# Task goal
Give all the lines below again, exactly, with no pictures.

[start of Records supplied]

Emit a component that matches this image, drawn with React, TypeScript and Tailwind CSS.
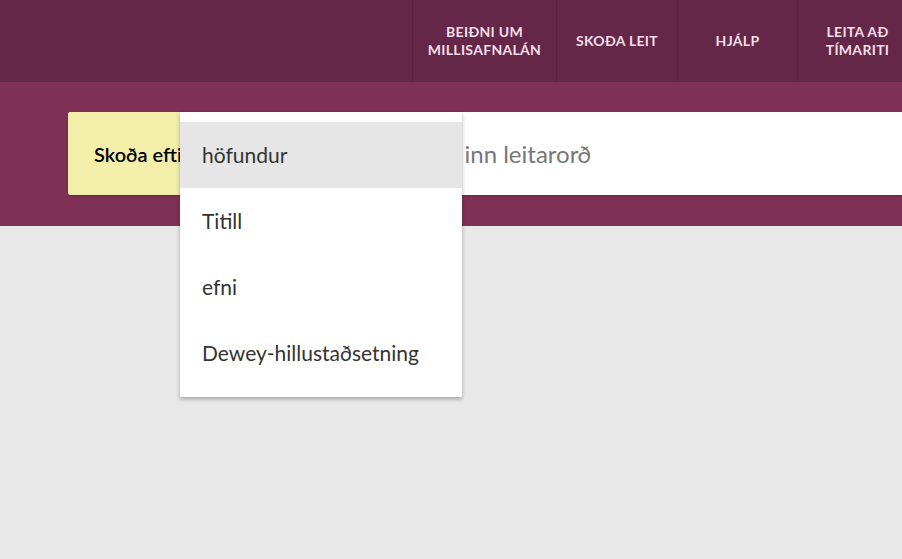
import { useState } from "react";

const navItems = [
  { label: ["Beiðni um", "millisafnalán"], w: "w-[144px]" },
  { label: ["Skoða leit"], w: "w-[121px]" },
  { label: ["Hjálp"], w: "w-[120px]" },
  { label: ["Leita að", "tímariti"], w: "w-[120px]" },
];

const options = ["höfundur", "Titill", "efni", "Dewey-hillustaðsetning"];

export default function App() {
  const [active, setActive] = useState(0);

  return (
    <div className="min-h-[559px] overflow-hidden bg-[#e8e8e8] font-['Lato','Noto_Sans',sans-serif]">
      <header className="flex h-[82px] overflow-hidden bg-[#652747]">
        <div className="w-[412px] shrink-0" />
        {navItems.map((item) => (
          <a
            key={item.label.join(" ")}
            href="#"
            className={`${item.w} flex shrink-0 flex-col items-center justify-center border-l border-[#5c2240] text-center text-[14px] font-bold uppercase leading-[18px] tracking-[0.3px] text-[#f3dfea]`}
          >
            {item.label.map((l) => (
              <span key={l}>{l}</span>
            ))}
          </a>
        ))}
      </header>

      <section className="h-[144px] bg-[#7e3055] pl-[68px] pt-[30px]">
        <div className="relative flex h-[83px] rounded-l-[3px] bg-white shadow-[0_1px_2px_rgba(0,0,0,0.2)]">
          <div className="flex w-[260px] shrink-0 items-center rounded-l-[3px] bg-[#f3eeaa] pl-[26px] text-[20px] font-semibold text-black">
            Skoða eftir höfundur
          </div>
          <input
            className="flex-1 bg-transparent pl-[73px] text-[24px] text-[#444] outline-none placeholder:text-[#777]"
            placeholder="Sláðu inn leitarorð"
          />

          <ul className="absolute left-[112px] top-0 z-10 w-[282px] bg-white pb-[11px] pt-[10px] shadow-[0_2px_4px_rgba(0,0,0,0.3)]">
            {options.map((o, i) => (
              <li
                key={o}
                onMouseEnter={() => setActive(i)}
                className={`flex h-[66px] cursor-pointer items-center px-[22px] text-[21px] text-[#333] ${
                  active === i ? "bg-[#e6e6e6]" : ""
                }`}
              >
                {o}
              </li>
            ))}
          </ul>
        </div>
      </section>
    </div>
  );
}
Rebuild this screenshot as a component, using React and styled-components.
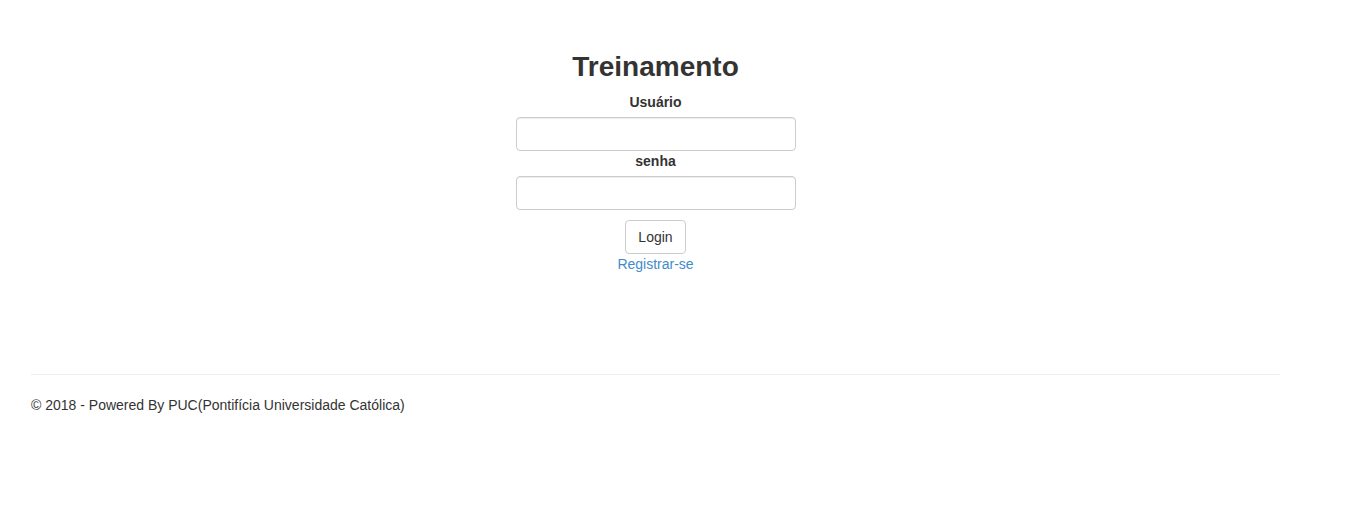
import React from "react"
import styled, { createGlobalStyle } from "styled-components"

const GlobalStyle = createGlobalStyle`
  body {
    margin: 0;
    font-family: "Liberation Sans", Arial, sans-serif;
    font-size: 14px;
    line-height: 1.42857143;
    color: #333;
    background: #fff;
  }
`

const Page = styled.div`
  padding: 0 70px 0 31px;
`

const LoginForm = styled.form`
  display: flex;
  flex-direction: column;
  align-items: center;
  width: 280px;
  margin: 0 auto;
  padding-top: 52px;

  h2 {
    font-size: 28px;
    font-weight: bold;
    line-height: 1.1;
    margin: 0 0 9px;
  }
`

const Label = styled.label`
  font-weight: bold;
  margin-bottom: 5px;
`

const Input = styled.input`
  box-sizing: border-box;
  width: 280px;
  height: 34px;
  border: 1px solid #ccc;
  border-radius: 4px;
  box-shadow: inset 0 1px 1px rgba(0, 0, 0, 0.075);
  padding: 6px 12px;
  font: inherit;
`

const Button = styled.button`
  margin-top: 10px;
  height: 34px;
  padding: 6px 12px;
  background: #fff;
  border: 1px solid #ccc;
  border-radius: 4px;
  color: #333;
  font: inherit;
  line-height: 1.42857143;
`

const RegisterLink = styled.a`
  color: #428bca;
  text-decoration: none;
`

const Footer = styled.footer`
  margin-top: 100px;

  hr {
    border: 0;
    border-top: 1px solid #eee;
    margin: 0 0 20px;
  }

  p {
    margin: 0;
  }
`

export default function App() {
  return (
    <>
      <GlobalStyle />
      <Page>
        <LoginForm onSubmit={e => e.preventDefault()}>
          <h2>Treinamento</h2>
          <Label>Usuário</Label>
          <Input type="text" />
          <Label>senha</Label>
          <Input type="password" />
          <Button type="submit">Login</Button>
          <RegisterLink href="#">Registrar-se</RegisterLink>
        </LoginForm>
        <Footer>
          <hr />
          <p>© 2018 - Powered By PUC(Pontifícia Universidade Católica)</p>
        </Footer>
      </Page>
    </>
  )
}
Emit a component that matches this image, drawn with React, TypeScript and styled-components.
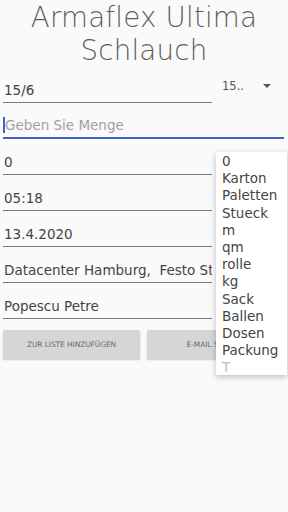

[end of Records supplied]

# Complete output
Emit a component that matches this image, drawn with React, TypeScript and Tailwind CSS.
import { useState } from "react";

const navItems = [
  { label: ["Beiðni um", "millisafnalán"], w: "w-[144px]" },
  { label: ["Skoða leit"], w: "w-[121px]" },
  { label: ["Hjálp"], w: "w-[120px]" },
  { label: ["Leita að", "tímariti"], w: "w-[120px]" },
];

const options = ["höfundur", "Titill", "efni", "Dewey-hillustaðsetning"];

export default function App() {
  const [active, setActive] = useState(0);

  return (
    <div className="min-h-[559px] overflow-hidden bg-[#e8e8e8] font-['Lato','Noto_Sans',sans-serif]">
      <header className="flex h-[82px] overflow-hidden bg-[#652747]">
        <div className="w-[412px] shrink-0" />
        {navItems.map((item) => (
          <a
            key={item.label.join(" ")}
            href="#"
            className={`${item.w} flex shrink-0 flex-col items-center justify-center border-l border-[#5c2240] text-center text-[14px] font-bold uppercase leading-[18px] tracking-[0.3px] text-[#f3dfea]`}
          >
            {item.label.map((l) => (
              <span key={l}>{l}</span>
            ))}
          </a>
        ))}
      </header>

      <section className="h-[144px] bg-[#7e3055] pl-[68px] pt-[30px]">
        <div className="relative flex h-[83px] rounded-l-[3px] bg-white shadow-[0_1px_2px_rgba(0,0,0,0.2)]">
          <div className="flex w-[260px] shrink-0 items-center rounded-l-[3px] bg-[#f3eeaa] pl-[26px] text-[20px] font-semibold text-black">
            Skoða eftir höfundur
          </div>
          <input
            className="flex-1 bg-transparent pl-[73px] text-[24px] text-[#444] outline-none placeholder:text-[#777]"
            placeholder="Sláðu inn leitarorð"
          />

          <ul className="absolute left-[112px] top-0 z-10 w-[282px] bg-white pb-[11px] pt-[10px] shadow-[0_2px_4px_rgba(0,0,0,0.3)]">
            {options.map((o, i) => (
              <li
                key={o}
                onMouseEnter={() => setActive(i)}
                className={`flex h-[66px] cursor-pointer items-center px-[22px] text-[21px] text-[#333] ${
                  active === i ? "bg-[#e6e6e6]" : ""
                }`}
              >
                {o}
              </li>
            ))}
          </ul>
        </div>
      </section>
    </div>
  );
}
Rebuild this screenshot as a component, using React and styled-components.
import React from "react"
import styled, { createGlobalStyle } from "styled-components"

const GlobalStyle = createGlobalStyle`
  body {
    margin: 0;
    font-family: "Liberation Sans", Arial, sans-serif;
    font-size: 14px;
    line-height: 1.42857143;
    color: #333;
    background: #fff;
  }
`

const Page = styled.div`
  padding: 0 70px 0 31px;
`

const LoginForm = styled.form`
  display: flex;
  flex-direction: column;
  align-items: center;
  width: 280px;
  margin: 0 auto;
  padding-top: 52px;

  h2 {
    font-size: 28px;
    font-weight: bold;
    line-height: 1.1;
    margin: 0 0 9px;
  }
`

const Label = styled.label`
  font-weight: bold;
  margin-bottom: 5px;
`

const Input = styled.input`
  box-sizing: border-box;
  width: 280px;
  height: 34px;
  border: 1px solid #ccc;
  border-radius: 4px;
  box-shadow: inset 0 1px 1px rgba(0, 0, 0, 0.075);
  padding: 6px 12px;
  font: inherit;
`

const Button = styled.button`
  margin-top: 10px;
  height: 34px;
  padding: 6px 12px;
  background: #fff;
  border: 1px solid #ccc;
  border-radius: 4px;
  color: #333;
  font: inherit;
  line-height: 1.42857143;
`

const RegisterLink = styled.a`
  color: #428bca;
  text-decoration: none;
`

const Footer = styled.footer`
  margin-top: 100px;

  hr {
    border: 0;
    border-top: 1px solid #eee;
    margin: 0 0 20px;
  }

  p {
    margin: 0;
  }
`

export default function App() {
  return (
    <>
      <GlobalStyle />
      <Page>
        <LoginForm onSubmit={e => e.preventDefault()}>
          <h2>Treinamento</h2>
          <Label>Usuário</Label>
          <Input type="text" />
          <Label>senha</Label>
          <Input type="password" />
          <Button type="submit">Login</Button>
          <RegisterLink href="#">Registrar-se</RegisterLink>
        </LoginForm>
        <Footer>
          <hr />
          <p>© 2018 - Powered By PUC(Pontifícia Universidade Católica)</p>
        </Footer>
      </Page>
    </>
  )
}
Emit a component that matches this image, drawn with React, TypeScript and styled-components.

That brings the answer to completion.